Подсудимый Желябов. На эти вопросы кратко я отвечал в начале судебного
заседания. Если теперь будет мне предоставлено говорить только так же кратко,
зачем тогда повторяться и обременять внимание суда...
Первоприсутствующий. Если вы более ничего прибавить не имеете...
Подсудимый Желябов. Я думаю, что я вам сообщил скелет. Теперь
желал бы я изложить душу...
Первоприсутствующий. Вашу душу, но не душу партии.
Подсудимый Желябов. Да, мою. Я участвовал на Липецком съезде.
Решения этого съезда определили ряд событий, в которых я принимал участие и за
участие в которых я состою в настоящее время на скамье подсудимых. Поскольку я
принимал участие в этих решениях, я имею право касаться их. Я говорю, что намечена
была задача не такая узкая, как говорит прокурор: повторение покушений и - в случае
неудачи - совершение удачного покушения во что бы то ни стало. Задачи, на Липецком
съезде поставленные, были вовсе не так узки. Основное положение было такое, что
социально-революционная партия, и я в том числе, это мое убеждение, должна уделить
часть своих сил на политическую борьбу. Намечен был и практический путь: это путь
насильственного переворота путем заговора, для этого организация революционных
сил в самом широком смысле. До тех пор я лично не видел надобности в крепкой организации.
В числе прочих социалистов я считал возможным действовать, опираясь по преимуществу
на личную инициативу, на личную предприимчивость, на личное умение. Оно и понятно.

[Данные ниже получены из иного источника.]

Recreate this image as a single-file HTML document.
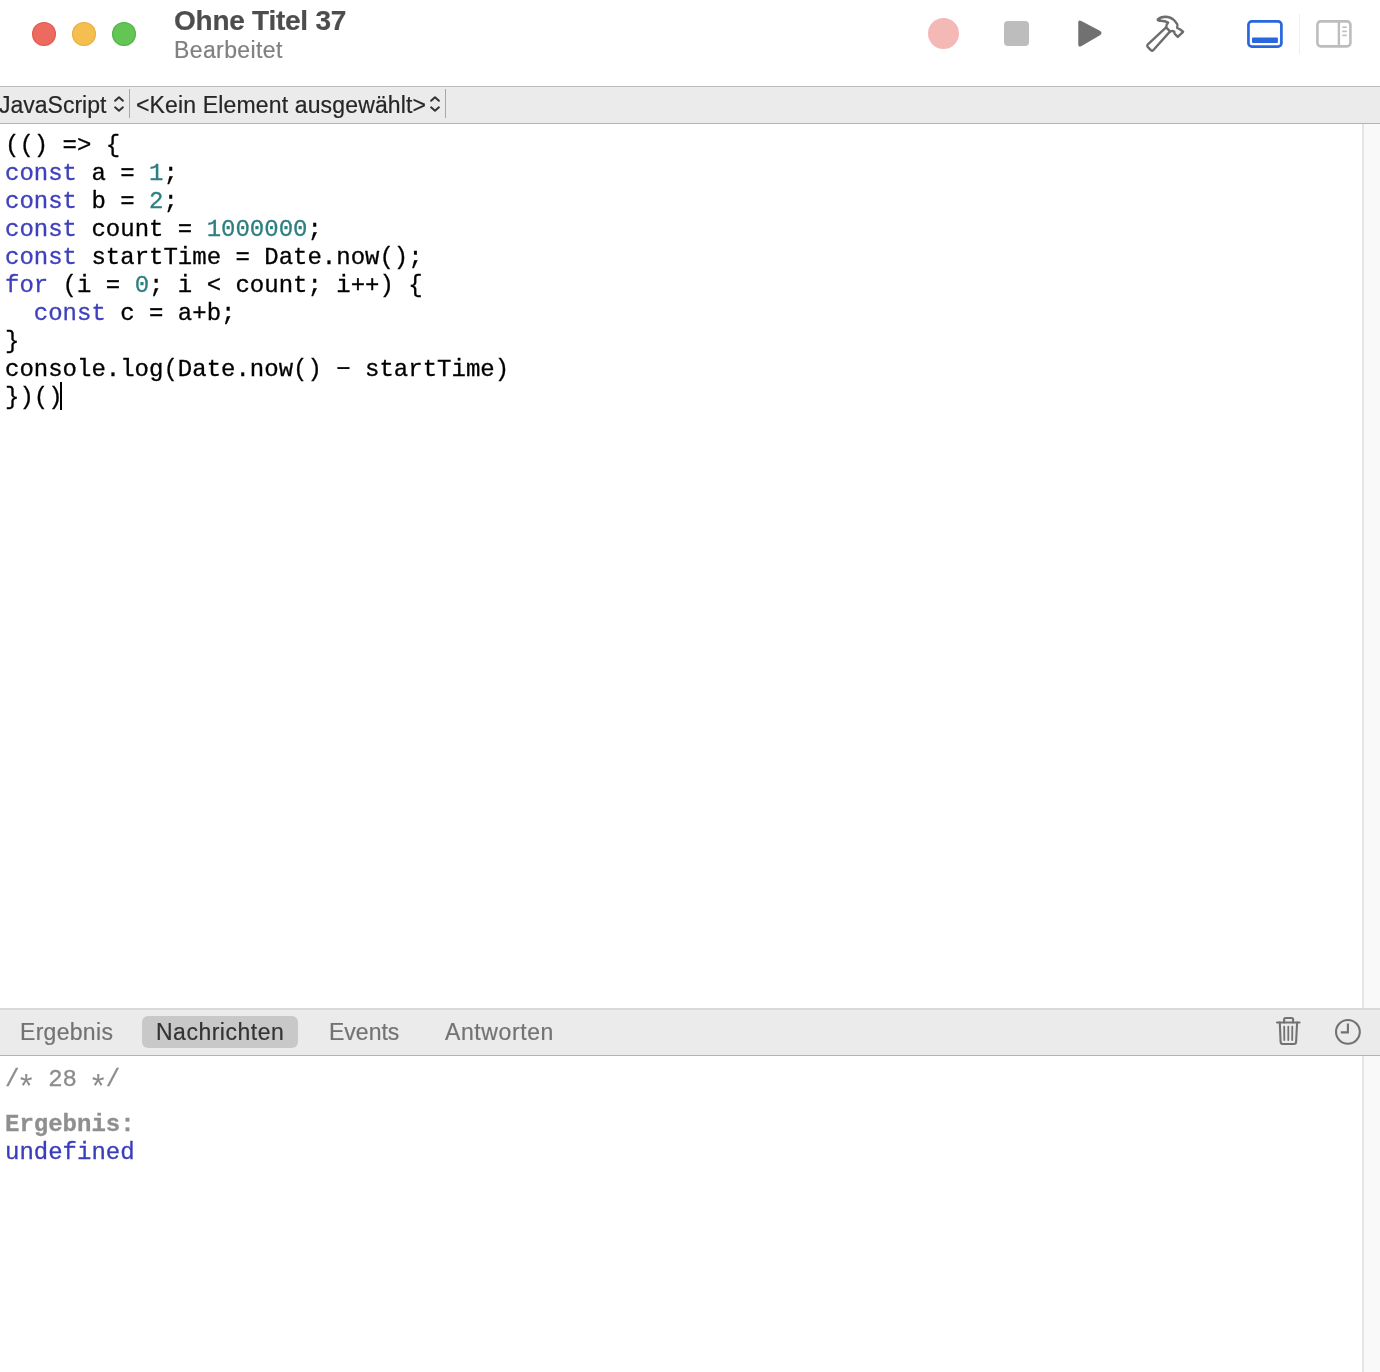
<!DOCTYPE html>
<html>
<head>
<meta charset="utf-8">
<style>
html,body{margin:0;padding:0;}
body{-webkit-font-smoothing:antialiased;width:1380px;height:1372px;position:relative;overflow:hidden;background:#fff;font-family:"Liberation Sans",sans-serif;}
.abs{position:absolute;}
.ui{font-family:"Liberation Sans",sans-serif;white-space:pre;line-height:1;will-change:transform;-webkit-text-stroke:0.2px currentColor;}
.mono{font-family:"Liberation Mono",monospace;white-space:pre;will-change:transform;-webkit-text-stroke:0.3px currentColor;}
/* toolbar */
#toolbar{left:0;top:0;width:1380px;height:86px;background:#fff;}
#tbborder{left:0;top:86px;width:1380px;height:1px;background:#bdbdbd;}
.light{border-radius:50%;width:24px;height:24px;top:22px;}
/* nav bar */
#nav{left:0;top:87px;width:1380px;height:36px;background:#ebebeb;}
#navborder{left:0;top:123px;width:1380px;height:1px;background:#b3b3b3;}
/* code */
#code{left:5px;top:132px;font-size:24px;line-height:28px;color:#000;}
.kw{color:#3f40bd;}
.ast{display:inline-block;width:14.4px;text-align:center;transform:translateY(9.5px) scale(1.35);-webkit-text-stroke:0;}
.num{color:#2d7f80;}
/* scroll track */
.track{left:1364px;width:16px;background:#f9f9f9;}
.trackline{left:1362px;width:2px;background:#e5e5e5;}
/* tab bar */
#tabtop{left:0;top:1008px;width:1380px;height:2px;background:#d9d9d9;}
#tabbar{left:0;top:1010px;width:1380px;height:45px;background:#ebebeb;}
#tabbot{left:0;top:1055px;width:1380px;height:1px;background:#b3b3b3;}
.tab{font-size:23px;color:#737373;}
#pill{left:142px;top:1016px;width:156px;height:32px;border-radius:6px;background:#c8c8c8;}
</style>
</head>
<body>
<div id="toolbar" class="abs"></div>
<div id="tbborder" class="abs"></div>
<div class="abs light" style="left:32px;background:#ed6a5e;box-shadow:inset 0 0 0 1px rgba(200,60,50,.35);"></div>
<div class="abs light" style="left:72px;background:#f5bf4f;box-shadow:inset 0 0 0 1px rgba(200,140,30,.35);"></div>
<div class="abs light" style="left:112px;background:#62c554;box-shadow:inset 0 0 0 1px rgba(40,140,40,.35);"></div>
<div class="abs ui" style="left:174px;top:7px;font-size:28px;font-weight:bold;color:#4d4d4d;letter-spacing:-0.25px;">Ohne Titel 37</div>
<div class="abs ui" style="left:174px;top:39px;font-size:23px;color:#808080;letter-spacing:0.4px;">Bearbeitet</div>

<!-- toolbar icons -->
<div class="abs" style="left:928px;top:18px;width:31px;height:31px;border-radius:50%;background:#f4b8b5;"></div>
<div class="abs" style="left:1004px;top:21px;width:24.5px;height:25px;border-radius:4px;background:#bdbdbd;"></div>
<svg class="abs" style="left:1070px;top:13.3px;" width="40" height="40" viewBox="0 0 40 40">
  <path d="M10.5 8.5 Q9 7.5 9 9.5 L9 31.5 Q9 33.5 10.8 32.5 L30 21.3 Q31.5 20 30 18.7 Z" fill="#717171" stroke="#717171" stroke-width="1.5" stroke-linejoin="round"/>
</svg>
<svg class="abs" style="left:1140px;top:10px;" width="50" height="45" viewBox="0 0 50 45">
  <g fill="none" stroke="#6d6d6d" stroke-width="2.4" stroke-linejoin="round" stroke-linecap="round">
    <path d="M26.1 17.4 L7.6 34.6 Q6.7 35.8 7.7 36.9 L11.1 40.3 Q12.2 41.2 13.2 40.2 L30.1 21.4 Z"/>
    <path d="M26.1 17.4 Q26.3 14.3 28.1 12.6 Q25 10.6 20.2 10.7 Q17.6 10.9 17.7 9.6 Q20.5 6.8 25.4 6.7 Q30.6 6.8 34.4 10.5 L37.1 13.9 Q37.9 15 37.1 17.9 Q38 18.6 39.9 19.3 L43.1 21.8 L37.8 26.9 L35 24.2 Q34.1 23.2 34.3 21.5 Q32.4 20.7 30.1 21.4"/>
  </g>
</svg>
<svg class="abs" style="left:1240px;top:14px;" width="50" height="40" viewBox="0 0 50 40">
  <rect x="8.45" y="7.35" width="32.95" height="25.2" rx="3.4" fill="none" stroke="#2867e0" stroke-width="2.7"/>
  <rect x="12" y="23.6" width="25.9" height="5.4" rx="1" fill="#2867e0"/>
</svg>
<div class="abs" style="left:1298.5px;top:14px;width:1.5px;height:40px;background:#efefef;"></div>
<svg class="abs" style="left:1310px;top:14px;" width="50" height="40" viewBox="0 0 50 40">
  <rect x="7.4" y="7.4" width="33" height="25" rx="3.3" fill="none" stroke="#bdbdbd" stroke-width="2.6"/>
  <line x1="28.9" y1="7" x2="28.9" y2="33" stroke="#bdbdbd" stroke-width="2.4"/>
  <line x1="32.3" y1="13.2" x2="36.8" y2="13.2" stroke="#bdbdbd" stroke-width="1.6"/>
  <line x1="32.3" y1="17.4" x2="36.8" y2="17.4" stroke="#bdbdbd" stroke-width="1.6"/>
  <line x1="32.3" y1="21.4" x2="36.8" y2="21.4" stroke="#bdbdbd" stroke-width="1.6"/>
</svg>

<!-- nav bar -->
<div id="nav" class="abs"></div>
<div id="navborder" class="abs"></div>
<div class="abs ui" style="left:-1px;top:93.5px;font-size:23px;color:#262626;">JavaScript</div>
<svg class="abs" style="left:112px;top:94px;" width="14" height="20" viewBox="0 0 14 20">
  <path d="M3.1 6.8 L7 3.2 L10.9 6.8 M3.1 13.3 L7 16.8 L10.9 13.3" fill="none" stroke="#333" stroke-width="2" stroke-linecap="round" stroke-linejoin="round"/>
</svg>
<div class="abs" style="left:129px;top:89px;width:1px;height:29px;background:#a8a8a8;"></div>
<div class="abs ui" style="left:136px;top:93.5px;font-size:23px;color:#262626;letter-spacing:0.15px;">&lt;Kein Element ausgewählt&gt;</div>
<svg class="abs" style="left:428px;top:94px;" width="14" height="20" viewBox="0 0 14 20">
  <path d="M3.1 6.8 L7 3.2 L10.9 6.8 M3.1 13.3 L7 16.8 L10.9 13.3" fill="none" stroke="#333" stroke-width="2" stroke-linecap="round" stroke-linejoin="round"/>
</svg>
<div class="abs" style="left:445px;top:89px;width:1px;height:29px;background:#a8a8a8;"></div>

<!-- scroll tracks -->
<div class="abs track" style="top:124px;height:884px;"></div>
<div class="abs trackline" style="top:124px;height:884px;"></div>
<div class="abs track" style="top:1056px;height:316px;"></div>
<div class="abs trackline" style="top:1056px;height:316px;"></div>

<!-- code -->
<div id="code" class="abs mono">(() =&gt; {
<span class="kw">const</span> a = <span class="num">1</span>;
<span class="kw">const</span> b = <span class="num">2</span>;
<span class="kw">const</span> count = <span class="num">1000000</span>;
<span class="kw">const</span> startTime = Date.now();
<span class="kw">for</span> (i = <span class="num">0</span>; i &lt; count; i++) {
  <span class="kw">const</span> c = a+b;
}
console.log(Date.now() &#x2212; startTime)
})()</div>
<div class="abs" style="left:60px;top:382px;width:2px;height:28px;background:#000;"></div>

<!-- tab bar -->
<div id="tabtop" class="abs"></div>
<div id="tabbar" class="abs"></div>
<div id="tabbot" class="abs"></div>
<div id="pill" class="abs"></div>
<div class="abs ui tab" style="left:20px;top:1021px;letter-spacing:0.3px;">Ergebnis</div>
<div class="abs ui tab" style="left:156px;top:1021px;color:#333;letter-spacing:0.5px;">Nachrichten</div>
<div class="abs ui tab" style="left:328.5px;top:1021px;">Events</div>
<div class="abs ui tab" style="left:445px;top:1021px;letter-spacing:0.6px;">Antworten</div>
<svg class="abs" style="left:1270px;top:1012px;" width="36" height="38" viewBox="0 0 36 38">
  <g fill="none" stroke="#727272" stroke-width="2.1" stroke-linecap="round" stroke-linejoin="round">
    <path d="M7 10.5 L29.6 10.5"/>
    <path d="M14.1 10.5 L14.1 7.6 Q14.1 6 15.7 6 L21.5 6 Q23.1 6 23.1 7.6 L23.1 10.5"/>
    <path d="M9.8 10.5 L10.6 29.8 Q10.8 32 13 32 L23.8 32 Q26 32 26.1 29.8 L27.1 10.5"/>
    <path d="M14.2 14.6 L14.3 28.1 M18.3 14.6 L18.3 28.1 M22.3 14.6 L22.2 28.1" stroke-width="1.8"/>
  </g>
</svg>
<svg class="abs" style="left:1328px;top:1012px;" width="40" height="40" viewBox="0 0 40 40">
  <circle cx="19.9" cy="19.85" r="11.9" fill="none" stroke="#727272" stroke-width="2.1"/>
  <path d="M19.9 11.6 L19.9 20.4 L12.8 20.4" fill="none" stroke="#727272" stroke-width="2.1"/>
</svg>

<!-- output -->
<div class="abs mono" style="left:5px;top:1066px;font-size:24px;line-height:28px;color:#8c8c8c;">/<span class="ast">*</span> 28 <span class="ast">*</span>/</div>
<div class="abs mono" style="left:5px;top:1111px;font-size:24px;line-height:28px;color:#8f8f8f;font-weight:bold;">Ergebnis:</div>
<div class="abs mono" style="left:5px;top:1139px;font-size:24px;line-height:28px;color:#3a3dbb;">undefined</div>
</body>
</html>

Задача была такова: уяснить сознание возможно большего числа лиц, среди которых
живешь; организованность была нужна только для получения таких средств, как книжки
и доставка их из-за границы; печатание их в России было также организовано. Все
дальнейшее не требовало особой организованности. Но раз была поставлена задача
насильственного переворота, задача, требующая громадных организованных сил, мы,
и я между прочим, озаботились созиданием этой организации в гораздо большей степени,
чем покушения.
После Липецкого съезда при таком взгляде на надобность организации я присоединился
к организации, в центре которой стал Исполнительный комитет, и содействовал расширению
этой организации; в его духе я старался вызвать к жизни организацию единую, централизованную,
состоящую из кружков автономных, но действующих по одному общему плану, в интересах
одной общей цели.
Я буду резюмировать сказанное. Моя личная задача, цель моей жизни было служить
общему благу. Долгое время я работал для этой цели путем мирным и только затем
был вынужден перейти к насилию. По своим убеждениям я оставил бы эту форму борьбы
насильственной, если бы только явилась возможность борьбы мирной, т. е. мирной
пропаганды своих идей, мирной организации своих сторонников. В своем последнем
слове во избежание всяких недоразумений я сказал бы еще следующее: мирный путь
возможен, от террористической деятельности я, например, отказался бы, если бы
изменились внешние условия...
Первоприсутствующий. Более ничего не имеете сказать в свою защиту?
Подсудимый Желябов. В защиту свою ничего не имею. Но я должен
сделать маленькую поправку к тем замечаниям, которые я делал во время судебного
следствия. Я позволил себе увлечься чувством справедливости, обратил внимание
гг. судей на участие Тимофея Михайлова во всех этих делах, именно что он не имел
никакого отношения ни к метательным снарядам, ни к подкопу на Малой Садовой. Я
теперь почти убежден, что, предупреждая гг. судей от возможности поступить
ошибочно по отношению к Михайлову, я повредил Тимофею Михайлову, и если бы мне
вторично пришлось участвовать на судебном следствии, то я воздержался бы от такого
заявления, видя, что прокурор и мы, подсудимые, взаимно своих нравственных побуждений
не понимаем.
В журнале " Советские архивы " (№6, 1990 г.) опубликована найденная
Н.А. Троицким запись присутствовавшего на процессе В.А. Тихоцкого (1850-1929),
позволившая восстановить одну из цензурных купюр: "Как социалист я, разумеется,
протестую против всех общественных перегородов, сословных и классовых, на которых
зиждется возможность эксплуатации человека человеком. Но не могу не признать в
то же время того, что пока главный контингент революционеров состоит из молодежи
дворянского сословия, в силу, конечно, того, что они одни имеют возможность получать
образование и проникаться, следовательно, идеями, провозглашаемыми нашими великими
мученниками-просветителями. Что касается буржуазии, я так же не разделяю той враждебной
непримиримости, какая часто обнаруживается в наших рядах. Представители промышленных
классов не чужды нам, пока не осуществились у нас гарантии для развития свобод,
нрав личности, образования. Они равно с нами нуждаются в падении самодержавия,
в правосудии, веротерпимости, в знаниях, в праве бюджета и контроля и развитии
внутреннего рынка". (В. Тихоцкий ГИМ ОПИ. Ф 282. Д. 394. Л. 46.